• **Stated problem**: The entries below need to be written out exactly, with no pictures included.

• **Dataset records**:
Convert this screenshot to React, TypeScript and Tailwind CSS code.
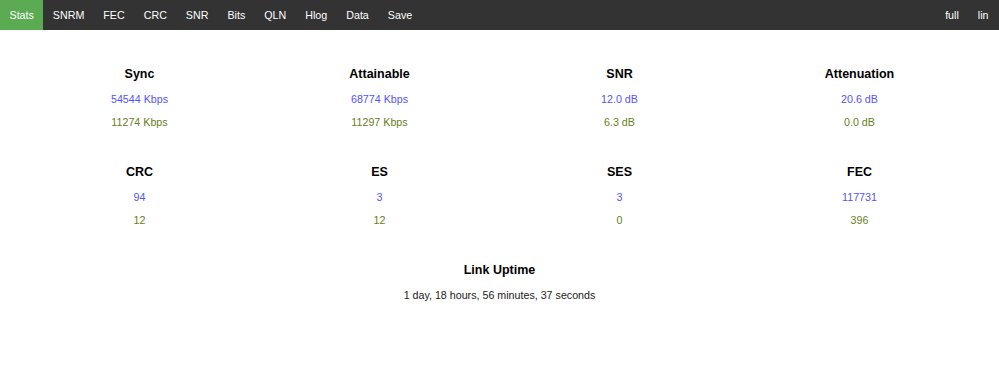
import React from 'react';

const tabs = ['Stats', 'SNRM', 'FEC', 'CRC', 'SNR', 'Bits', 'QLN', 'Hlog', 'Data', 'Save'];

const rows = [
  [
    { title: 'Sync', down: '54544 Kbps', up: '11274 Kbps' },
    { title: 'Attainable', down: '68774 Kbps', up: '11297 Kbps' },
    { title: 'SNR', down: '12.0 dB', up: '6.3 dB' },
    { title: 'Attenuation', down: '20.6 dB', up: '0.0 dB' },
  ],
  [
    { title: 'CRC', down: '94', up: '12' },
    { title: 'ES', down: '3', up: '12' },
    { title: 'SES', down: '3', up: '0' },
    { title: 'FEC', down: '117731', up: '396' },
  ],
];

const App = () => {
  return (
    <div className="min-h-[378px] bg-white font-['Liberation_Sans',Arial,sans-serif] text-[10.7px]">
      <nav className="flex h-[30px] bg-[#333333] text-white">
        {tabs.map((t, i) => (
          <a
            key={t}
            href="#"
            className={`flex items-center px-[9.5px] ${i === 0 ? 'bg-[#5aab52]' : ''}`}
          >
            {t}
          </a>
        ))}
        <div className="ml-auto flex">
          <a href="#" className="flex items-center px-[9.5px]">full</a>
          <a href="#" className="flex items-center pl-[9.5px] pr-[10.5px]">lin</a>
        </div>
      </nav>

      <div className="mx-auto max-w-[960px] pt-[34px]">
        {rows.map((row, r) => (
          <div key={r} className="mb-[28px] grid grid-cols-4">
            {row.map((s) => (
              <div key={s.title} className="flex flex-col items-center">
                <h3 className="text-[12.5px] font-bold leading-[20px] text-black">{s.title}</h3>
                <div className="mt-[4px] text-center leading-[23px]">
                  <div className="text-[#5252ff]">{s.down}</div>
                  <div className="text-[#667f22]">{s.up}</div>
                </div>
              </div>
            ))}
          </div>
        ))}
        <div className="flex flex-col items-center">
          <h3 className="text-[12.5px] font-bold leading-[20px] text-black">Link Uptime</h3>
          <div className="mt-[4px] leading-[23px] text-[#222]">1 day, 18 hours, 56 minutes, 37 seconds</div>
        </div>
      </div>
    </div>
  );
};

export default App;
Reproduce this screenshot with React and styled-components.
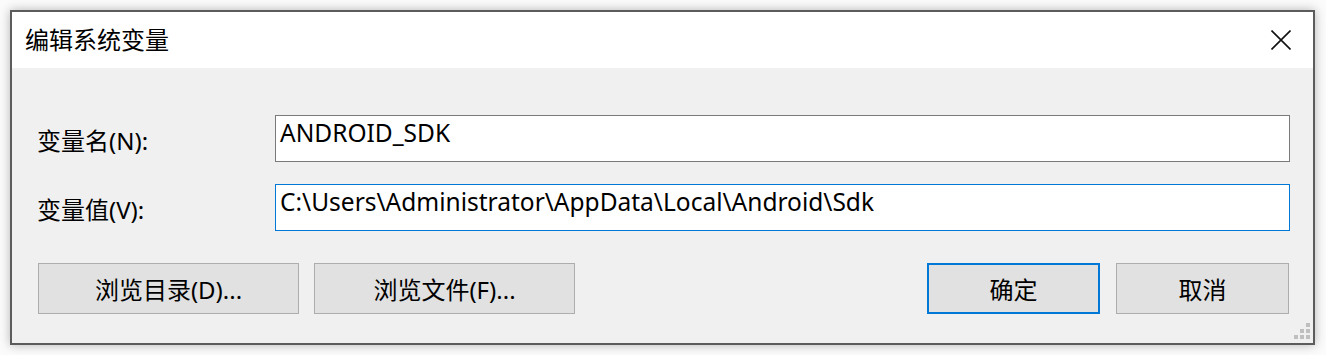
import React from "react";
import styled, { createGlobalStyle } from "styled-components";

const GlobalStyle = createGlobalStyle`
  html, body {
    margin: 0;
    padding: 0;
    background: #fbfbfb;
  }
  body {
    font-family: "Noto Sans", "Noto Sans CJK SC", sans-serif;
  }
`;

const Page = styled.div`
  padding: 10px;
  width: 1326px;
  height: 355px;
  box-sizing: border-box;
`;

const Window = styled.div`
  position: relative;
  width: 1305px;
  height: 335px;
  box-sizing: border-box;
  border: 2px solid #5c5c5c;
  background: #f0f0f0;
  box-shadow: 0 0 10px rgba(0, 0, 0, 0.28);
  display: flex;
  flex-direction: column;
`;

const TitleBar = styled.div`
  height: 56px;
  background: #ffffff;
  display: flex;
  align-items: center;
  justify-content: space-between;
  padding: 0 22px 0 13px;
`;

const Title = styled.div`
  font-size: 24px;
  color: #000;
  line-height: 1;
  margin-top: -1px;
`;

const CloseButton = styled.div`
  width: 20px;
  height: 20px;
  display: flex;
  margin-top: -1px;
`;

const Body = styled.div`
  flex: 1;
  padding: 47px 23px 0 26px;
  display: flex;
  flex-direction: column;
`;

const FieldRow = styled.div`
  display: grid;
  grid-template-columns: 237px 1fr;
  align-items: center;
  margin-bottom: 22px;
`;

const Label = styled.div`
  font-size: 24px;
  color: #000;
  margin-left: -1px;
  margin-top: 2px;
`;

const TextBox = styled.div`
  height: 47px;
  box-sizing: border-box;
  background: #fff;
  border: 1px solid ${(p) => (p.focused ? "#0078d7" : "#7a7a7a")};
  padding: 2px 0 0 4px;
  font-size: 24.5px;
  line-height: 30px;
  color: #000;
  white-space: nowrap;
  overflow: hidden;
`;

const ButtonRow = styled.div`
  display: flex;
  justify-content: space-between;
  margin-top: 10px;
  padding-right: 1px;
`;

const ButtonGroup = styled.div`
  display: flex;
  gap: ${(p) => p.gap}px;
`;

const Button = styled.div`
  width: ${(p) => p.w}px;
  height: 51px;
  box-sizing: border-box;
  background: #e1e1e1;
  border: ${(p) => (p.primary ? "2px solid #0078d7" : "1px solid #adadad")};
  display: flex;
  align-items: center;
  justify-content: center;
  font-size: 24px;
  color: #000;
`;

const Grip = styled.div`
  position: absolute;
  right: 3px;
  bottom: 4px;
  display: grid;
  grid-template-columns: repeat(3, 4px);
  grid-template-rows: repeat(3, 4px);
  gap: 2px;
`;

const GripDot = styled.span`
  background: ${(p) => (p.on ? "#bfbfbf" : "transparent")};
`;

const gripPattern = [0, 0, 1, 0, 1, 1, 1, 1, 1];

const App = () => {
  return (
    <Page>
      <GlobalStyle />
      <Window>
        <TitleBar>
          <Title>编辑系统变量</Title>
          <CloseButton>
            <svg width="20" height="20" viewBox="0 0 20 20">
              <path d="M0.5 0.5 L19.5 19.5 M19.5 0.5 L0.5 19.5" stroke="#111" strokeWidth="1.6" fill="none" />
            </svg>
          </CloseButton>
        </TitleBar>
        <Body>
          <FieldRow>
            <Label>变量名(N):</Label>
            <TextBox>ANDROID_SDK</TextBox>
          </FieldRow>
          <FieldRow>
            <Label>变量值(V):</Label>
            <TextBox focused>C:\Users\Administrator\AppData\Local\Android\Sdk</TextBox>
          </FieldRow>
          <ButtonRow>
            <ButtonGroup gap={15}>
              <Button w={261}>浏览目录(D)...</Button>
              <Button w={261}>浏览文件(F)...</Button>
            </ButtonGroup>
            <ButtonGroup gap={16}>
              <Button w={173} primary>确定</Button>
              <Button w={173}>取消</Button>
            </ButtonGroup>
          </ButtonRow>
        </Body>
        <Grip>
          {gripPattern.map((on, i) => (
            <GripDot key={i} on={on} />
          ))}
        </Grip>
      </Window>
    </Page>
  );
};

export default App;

• **The solution**:
Convert this screenshot to React, TypeScript and Tailwind CSS code.
import React from 'react';

const tabs = ['Stats', 'SNRM', 'FEC', 'CRC', 'SNR', 'Bits', 'QLN', 'Hlog', 'Data', 'Save'];

const rows = [
  [
    { title: 'Sync', down: '54544 Kbps', up: '11274 Kbps' },
    { title: 'Attainable', down: '68774 Kbps', up: '11297 Kbps' },
    { title: 'SNR', down: '12.0 dB', up: '6.3 dB' },
    { title: 'Attenuation', down: '20.6 dB', up: '0.0 dB' },
  ],
  [
    { title: 'CRC', down: '94', up: '12' },
    { title: 'ES', down: '3', up: '12' },
    { title: 'SES', down: '3', up: '0' },
    { title: 'FEC', down: '117731', up: '396' },
  ],
];

const App = () => {
  return (
    <div className="min-h-[378px] bg-white font-['Liberation_Sans',Arial,sans-serif] text-[10.7px]">
      <nav className="flex h-[30px] bg-[#333333] text-white">
        {tabs.map((t, i) => (
          <a
            key={t}
            href="#"
            className={`flex items-center px-[9.5px] ${i === 0 ? 'bg-[#5aab52]' : ''}`}
          >
            {t}
          </a>
        ))}
        <div className="ml-auto flex">
          <a href="#" className="flex items-center px-[9.5px]">full</a>
          <a href="#" className="flex items-center pl-[9.5px] pr-[10.5px]">lin</a>
        </div>
      </nav>

      <div className="mx-auto max-w-[960px] pt-[34px]">
        {rows.map((row, r) => (
          <div key={r} className="mb-[28px] grid grid-cols-4">
            {row.map((s) => (
              <div key={s.title} className="flex flex-col items-center">
                <h3 className="text-[12.5px] font-bold leading-[20px] text-black">{s.title}</h3>
                <div className="mt-[4px] text-center leading-[23px]">
                  <div className="text-[#5252ff]">{s.down}</div>
                  <div className="text-[#667f22]">{s.up}</div>
                </div>
              </div>
            ))}
          </div>
        ))}
        <div className="flex flex-col items-center">
          <h3 className="text-[12.5px] font-bold leading-[20px] text-black">Link Uptime</h3>
          <div className="mt-[4px] leading-[23px] text-[#222]">1 day, 18 hours, 56 minutes, 37 seconds</div>
        </div>
      </div>
    </div>
  );
};

export default App;
Reproduce this screenshot with React and styled-components.
import React from "react";
import styled, { createGlobalStyle } from "styled-components";

const GlobalStyle = createGlobalStyle`
  html, body {
    margin: 0;
    padding: 0;
    background: #fbfbfb;
  }
  body {
    font-family: "Noto Sans", "Noto Sans CJK SC", sans-serif;
  }
`;

const Page = styled.div`
  padding: 10px;
  width: 1326px;
  height: 355px;
  box-sizing: border-box;
`;

const Window = styled.div`
  position: relative;
  width: 1305px;
  height: 335px;
  box-sizing: border-box;
  border: 2px solid #5c5c5c;
  background: #f0f0f0;
  box-shadow: 0 0 10px rgba(0, 0, 0, 0.28);
  display: flex;
  flex-direction: column;
`;

const TitleBar = styled.div`
  height: 56px;
  background: #ffffff;
  display: flex;
  align-items: center;
  justify-content: space-between;
  padding: 0 22px 0 13px;
`;

const Title = styled.div`
  font-size: 24px;
  color: #000;
  line-height: 1;
  margin-top: -1px;
`;

const CloseButton = styled.div`
  width: 20px;
  height: 20px;
  display: flex;
  margin-top: -1px;
`;

const Body = styled.div`
  flex: 1;
  padding: 47px 23px 0 26px;
  display: flex;
  flex-direction: column;
`;

const FieldRow = styled.div`
  display: grid;
  grid-template-columns: 237px 1fr;
  align-items: center;
  margin-bottom: 22px;
`;

const Label = styled.div`
  font-size: 24px;
  color: #000;
  margin-left: -1px;
  margin-top: 2px;
`;

const TextBox = styled.div`
  height: 47px;
  box-sizing: border-box;
  background: #fff;
  border: 1px solid ${(p) => (p.focused ? "#0078d7" : "#7a7a7a")};
  padding: 2px 0 0 4px;
  font-size: 24.5px;
  line-height: 30px;
  color: #000;
  white-space: nowrap;
  overflow: hidden;
`;

const ButtonRow = styled.div`
  display: flex;
  justify-content: space-between;
  margin-top: 10px;
  padding-right: 1px;
`;

const ButtonGroup = styled.div`
  display: flex;
  gap: ${(p) => p.gap}px;
`;

const Button = styled.div`
  width: ${(p) => p.w}px;
  height: 51px;
  box-sizing: border-box;
  background: #e1e1e1;
  border: ${(p) => (p.primary ? "2px solid #0078d7" : "1px solid #adadad")};
  display: flex;
  align-items: center;
  justify-content: center;
  font-size: 24px;
  color: #000;
`;

const Grip = styled.div`
  position: absolute;
  right: 3px;
  bottom: 4px;
  display: grid;
  grid-template-columns: repeat(3, 4px);
  grid-template-rows: repeat(3, 4px);
  gap: 2px;
`;

const GripDot = styled.span`
  background: ${(p) => (p.on ? "#bfbfbf" : "transparent")};
`;

const gripPattern = [0, 0, 1, 0, 1, 1, 1, 1, 1];

const App = () => {
  return (
    <Page>
      <GlobalStyle />
      <Window>
        <TitleBar>
          <Title>编辑系统变量</Title>
          <CloseButton>
            <svg width="20" height="20" viewBox="0 0 20 20">
              <path d="M0.5 0.5 L19.5 19.5 M19.5 0.5 L0.5 19.5" stroke="#111" strokeWidth="1.6" fill="none" />
            </svg>
          </CloseButton>
        </TitleBar>
        <Body>
          <FieldRow>
            <Label>变量名(N):</Label>
            <TextBox>ANDROID_SDK</TextBox>
          </FieldRow>
          <FieldRow>
            <Label>变量值(V):</Label>
            <TextBox focused>C:\Users\Administrator\AppData\Local\Android\Sdk</TextBox>
          </FieldRow>
          <ButtonRow>
            <ButtonGroup gap={15}>
              <Button w={261}>浏览目录(D)...</Button>
              <Button w={261}>浏览文件(F)...</Button>
            </ButtonGroup>
            <ButtonGroup gap={16}>
              <Button w={173} primary>确定</Button>
              <Button w={173}>取消</Button>
            </ButtonGroup>
          </ButtonRow>
        </Body>
        <Grip>
          {gripPattern.map((on, i) => (
            <GripDot key={i} on={on} />
          ))}
        </Grip>
      </Window>
    </Page>
  );
};

export default App;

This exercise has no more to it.